Bu mesajların her biri önemli bir psikolojik rol oynar. Saygı, karşındaki kişinin değerini kabul ettiğini gösterir. Samimiyet, açıklık ve güven hissi oluşturarak sosyal gerginliği azaltır. Özgüven ise sakinlik ve tutarlılık yansıtır, insanların sana daha olumlu yaklaşmasını sağlar.

Bu unsurlar birlikte, anında yakınlık yaratır ve etkileşimin duygusal tonunu olumlu yönde şekillendirir. Özenli bir selam, karşındaki kişinin varlığını fark ettiğini, zamanını önemsediğini ve gerçekten bağlantı kurmaya hazır olduğunu gösterir.


I. Bağlamı Anla — Her Selamın Temeli

Anlamlı her selam, iki temel unsura dikkat etmekle başlar: Bulunduğun ortam ve selam verdiğin kişiyle olan ilişki biçimin. Bu iki unsur, en doğal ve en saygılı gelecek tonun, kelimelerin ve resmiyet seviyesinin belirleyicisidir.

A. Ortam

Konuşmadan önce çevrene bir göz at. Ortam resmi mi, rahat mı yoksa tamamen profesyonel mi? Selamın, içinde bulunduğun atmosfere uyum sağlamalı ve sosyal normları anladığını göstermelidir.

Resmi ortamlar
İş toplantıları, törenler veya profesyonel tanışmalar gibi durumlarda daha özenli ve nazik ifadeler uygundur:

  • “Günaydın.”
  • “İyi öğleden sonra.”
  • “Sizinle tanışmak büyük bir memnuniyet.”

Bu tür selamlar profesyonellik, dikkat ve sakinlik ifade eder.

Samimi ortamlar
Arkadaşlar, yakın çalışma arkadaşları veya tanıdık kişilerle olan rahat ortamlarda daha doğal selamlar uygun olur:

  • “Merhaba.”
  • “Selam.”
  • “Hey.”

Bu ifadeler sıcaklık yaratır ve konuşmanın doğal bir şekilde başlamasını sağlar.

B. İlişki

Selam vereceğin kişiyle olan yakınlık, yaş ve konum farkı, selamının nasıl algılanacağını doğrudan etkiler.

  • Yaşça büyük kişilere, kıdemli profesyonellere veya henüz iyi tanımadığın kişilere daha resmi bir tonda selam vermek saygının bir göstergesidir.
  • Akranlarına, arkadaşlarına veya yakın olduğun kişilere daha rahat bir dil kullanmak ise yaklaşılabilirlik ve samimiyet hissini güçlendirir.

Bu iki tarz arasında doğru geçişi yapabilmek, yalnızca sosyal farkındalığı değil, duygusal zekâyı da gösterir.
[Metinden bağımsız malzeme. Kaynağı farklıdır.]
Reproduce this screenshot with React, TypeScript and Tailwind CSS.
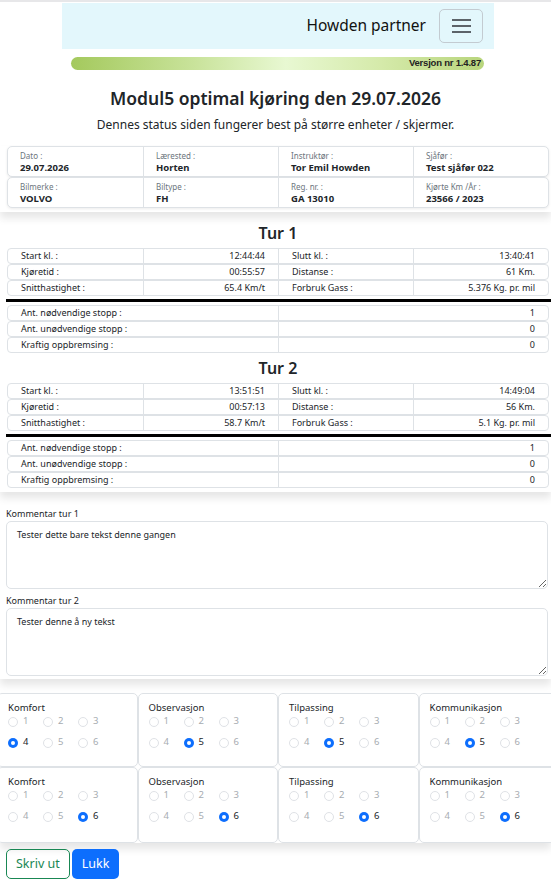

Yanlış anlaşılmaları ve istemeden saygısız görünmeyi engeller, selamının etkileşimi zorlaştırmak yerine güçlendirmesini sağlar.


II. Beden Dilinin Temellerine Hakim Ol — Her Selamın Sessiz Yarıması

Selamı başlatan sözlerdir, ancak selamın gerçekten nasıl karşılandığını belirleyen beden dilidir. Psikolojik araştırmalar, insanların sıcaklık, özgüven ve güvenilirlik algılarının büyük ölçüde beden dili tarafından şekillendiğini gösterir. Çoğu zaman kullandığın kelimelerden bile fazla. Bu ince sinyalleri anlamak, daha konuşmadan niyetini iletmene yardımcı olur.

Etkili bir selamın temel unsurları

Gülümseme
Doğal ve rahat bir gülümseme, en güçlü sözsüz sinyallerden biridir. Açıklık, samimiyet ve iletişime hazır olma mesajı verir. İnsanlar olumlu ifadeleri içgüdüsel olarak yansıttığı için, karşındaki kişi daha ilk anda kendini rahat hisseder.

Göz teması
Doğal ve saygılı bir süre boyunca göz teması kur. Bu, dikkat, samimiyet ve özgüven gösterir. Çok uzun ve yoğun bakışlar rahatsız edici olabilir; amaç dengeli, güven veren bir iletişimdir.

Duruş
Otururken ya da ayakta dururken beden duruşun zihinsel duruşunu gösterir. Omuzların rahat, sırtın dik ve hafifçe öne eğilen bir pozisyon ilgi ve varlık hissi yaratır. Kapalı, çökmüş veya dağınık duruşlar ise ilgisizlik ya da güvensizlik izlenimi verebilir.

Güçlü bir beden dili, en basit selamı bile destekleyerek sözlerin ve davranışlarının tutarlı ve olumlu bir ilk izlenim oluşturmasını sağlar.


III. El Sıkışmayı Doğru Yap — Kültürel Nüanslarla Şekillenen Evrensel Bir Beceri

El sıkışmak, dünya genelinde özellikle profesyonel ve diplomatik ortamlarda en yaygın selamlama biçimlerinden biridir. Basit görünmesine rağmen doğru yapıldığında özgüven, saygı ve içtenlik ifade eder. Çok kültürlü ortamlarda doğru el sıkışmayı bilmek, güçlü bir iletişim aracıdır.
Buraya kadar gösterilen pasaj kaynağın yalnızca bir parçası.